DATA EXCERPT =

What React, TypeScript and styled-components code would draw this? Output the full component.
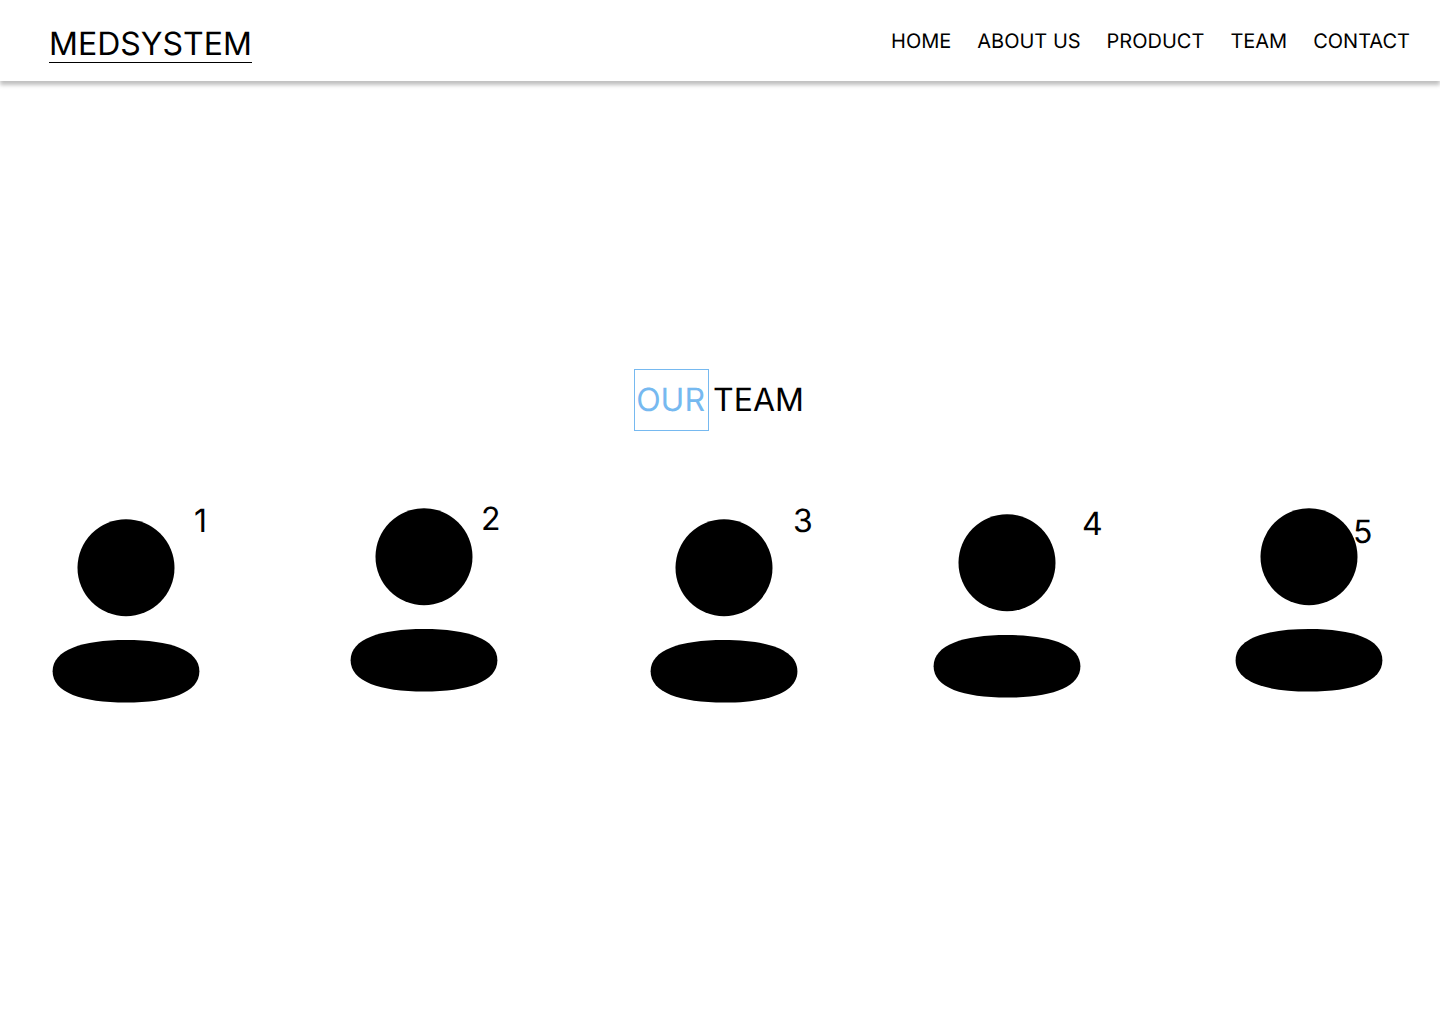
import React from "react";
import styled, { createGlobalStyle } from "styled-components";

const GlobalStyle = createGlobalStyle`
  *, *::before, *::after { box-sizing: border-box; }
  body {
    margin: 0;
    background: #ffffff;
    color: #000000;
    font-family: Inter, "Liberation Sans", sans-serif;
    font-weight: 400;
    text-rendering: geometricPrecision;
  }
`;

const Page = styled.div`
  display: flex;
  flex-direction: column;
  min-height: 100vh;
`;

const Header = styled.header`
  display: flex;
  align-items: flex-start;
  justify-content: space-between;
  padding: 24px 30px 18px 49px;
  background: #ffffff;
  box-shadow: 0 4px 4px rgba(0, 0, 0, 0.25);
`;

const Logo = styled.a`
  padding-top: 2px;
  border-bottom: 1px solid #000000;
  color: inherit;
  font-size: 32px;
  line-height: 36px;
  text-decoration: none;
`;

const NavList = styled.ul`
  display: flex;
  gap: 26px;
  margin: 0;
  padding: 5px 0 0;
  list-style: none;
`;

const NavLink = styled.a`
  color: inherit;
  font-size: 20px;
  line-height: 24px;
  text-decoration: none;
`;

const Main = styled.main`
  display: flex;
  flex-direction: column;
  padding-top: 288px;
`;

const Title = styled.h1`
  display: flex;
  align-items: center;
  justify-content: center;
  gap: 4px;
  margin: 0;
  padding-right: 2px;
  font-size: 32px;
  font-weight: 400;
  line-height: 60px;
`;

const Accent = styled.span`
  padding: 0 3px 0 1px;
  border: 1px solid #76b9f0;
  color: #76b9f0;
`;

const Team = styled.ul`
  display: grid;
  grid-template-columns: 298fr 300fr 283fr 302fr auto;
  margin: 0;
  padding: 77px 57px 0 53px;
  list-style: none;
`;

const Member = styled.li<{ $drop: number }>`
  padding-top: ${(p) => p.$drop}px;
`;

const Portrait = styled.div`
  position: relative;
  width: 147px;

  svg {
    display: block;
    overflow: visible;
  }
`;

const Badge = styled.span<{ $left: number; $top: number }>`
  position: absolute;
  left: ${(p) => p.$left}px;
  top: ${(p) => p.$top}px;
  font-size: 32px;
  line-height: 40px;
`;

const links = ["HOME", "ABOUT US", "PRODUCT", "TEAM", "CONTACT"];

const members = [
  { id: 1, drop: 11, left: 141, top: -18 },
  { id: 2, drop: 0, left: 130, top: -9 },
  { id: 3, drop: 11, left: 142, top: -18 },
  { id: 4, drop: 6, left: 148, top: -10 },
  { id: 5, drop: 0, left: 117, top: 4 },
];

function Person() {
  return (
    <svg width="147" height="184" viewBox="0 0 147 184" aria-hidden="true">
      <circle cx="73" cy="48.7" r="48.5" />
      <path d="M73 121C117 121 146.4 131 146.4 152.3C146.4 173.6 117 183.6 73 183.6C29 183.6 -0.4 173.6 -0.4 152.3C-0.4 131 29 121 73 121Z" />
    </svg>
  );
}

export default function App() {
  return (
    <Page>
      <GlobalStyle />
      <Header>
        <Logo href="#home">MEDSYSTEM</Logo>
        <nav>
          <NavList>
            {links.map((label) => (
              <li key={label}>
                <NavLink href={`#${label.toLowerCase().replace(" ", "-")}`}>{label}</NavLink>
              </li>
            ))}
          </NavList>
        </nav>
      </Header>
      <Main>
        <Title>
          <Accent>OUR</Accent>
          <span>TEAM</span>
        </Title>
        <Team>
          {members.map((m) => (
            <Member key={m.id} $drop={m.drop}>
              <Portrait>
                <Person />
                <Badge $left={m.left} $top={m.top}>
                  {m.id}
                </Badge>
              </Portrait>
            </Member>
          ))}
        </Team>
      </Main>
    </Page>
  );
}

EXERCISE OBJECTIVE = Each line of the data should be quoted exactly, with pictures left out.

COMPLETE RESPONSE =
What React, TypeScript and styled-components code would draw this? Output the full component.
import React from "react";
import styled, { createGlobalStyle } from "styled-components";

const GlobalStyle = createGlobalStyle`
  *, *::before, *::after { box-sizing: border-box; }
  body {
    margin: 0;
    background: #ffffff;
    color: #000000;
    font-family: Inter, "Liberation Sans", sans-serif;
    font-weight: 400;
    text-rendering: geometricPrecision;
  }
`;

const Page = styled.div`
  display: flex;
  flex-direction: column;
  min-height: 100vh;
`;

const Header = styled.header`
  display: flex;
  align-items: flex-start;
  justify-content: space-between;
  padding: 24px 30px 18px 49px;
  background: #ffffff;
  box-shadow: 0 4px 4px rgba(0, 0, 0, 0.25);
`;

const Logo = styled.a`
  padding-top: 2px;
  border-bottom: 1px solid #000000;
  color: inherit;
  font-size: 32px;
  line-height: 36px;
  text-decoration: none;
`;

const NavList = styled.ul`
  display: flex;
  gap: 26px;
  margin: 0;
  padding: 5px 0 0;
  list-style: none;
`;

const NavLink = styled.a`
  color: inherit;
  font-size: 20px;
  line-height: 24px;
  text-decoration: none;
`;

const Main = styled.main`
  display: flex;
  flex-direction: column;
  padding-top: 288px;
`;

const Title = styled.h1`
  display: flex;
  align-items: center;
  justify-content: center;
  gap: 4px;
  margin: 0;
  padding-right: 2px;
  font-size: 32px;
  font-weight: 400;
  line-height: 60px;
`;

const Accent = styled.span`
  padding: 0 3px 0 1px;
  border: 1px solid #76b9f0;
  color: #76b9f0;
`;

const Team = styled.ul`
  display: grid;
  grid-template-columns: 298fr 300fr 283fr 302fr auto;
  margin: 0;
  padding: 77px 57px 0 53px;
  list-style: none;
`;

const Member = styled.li<{ $drop: number }>`
  padding-top: ${(p) => p.$drop}px;
`;

const Portrait = styled.div`
  position: relative;
  width: 147px;

  svg {
    display: block;
    overflow: visible;
  }
`;

const Badge = styled.span<{ $left: number; $top: number }>`
  position: absolute;
  left: ${(p) => p.$left}px;
  top: ${(p) => p.$top}px;
  font-size: 32px;
  line-height: 40px;
`;

const links = ["HOME", "ABOUT US", "PRODUCT", "TEAM", "CONTACT"];

const members = [
  { id: 1, drop: 11, left: 141, top: -18 },
  { id: 2, drop: 0, left: 130, top: -9 },
  { id: 3, drop: 11, left: 142, top: -18 },
  { id: 4, drop: 6, left: 148, top: -10 },
  { id: 5, drop: 0, left: 117, top: 4 },
];

function Person() {
  return (
    <svg width="147" height="184" viewBox="0 0 147 184" aria-hidden="true">
      <circle cx="73" cy="48.7" r="48.5" />
      <path d="M73 121C117 121 146.4 131 146.4 152.3C146.4 173.6 117 183.6 73 183.6C29 183.6 -0.4 173.6 -0.4 152.3C-0.4 131 29 121 73 121Z" />
    </svg>
  );
}

export default function App() {
  return (
    <Page>
      <GlobalStyle />
      <Header>
        <Logo href="#home">MEDSYSTEM</Logo>
        <nav>
          <NavList>
            {links.map((label) => (
              <li key={label}>
                <NavLink href={`#${label.toLowerCase().replace(" ", "-")}`}>{label}</NavLink>
              </li>
            ))}
          </NavList>
        </nav>
      </Header>
      <Main>
        <Title>
          <Accent>OUR</Accent>
          <span>TEAM</span>
        </Title>
        <Team>
          {members.map((m) => (
            <Member key={m.id} $drop={m.drop}>
              <Portrait>
                <Person />
                <Badge $left={m.left} $top={m.top}>
                  {m.id}
                </Badge>
              </Portrait>
            </Member>
          ))}
        </Team>
      </Main>
    </Page>
  );
}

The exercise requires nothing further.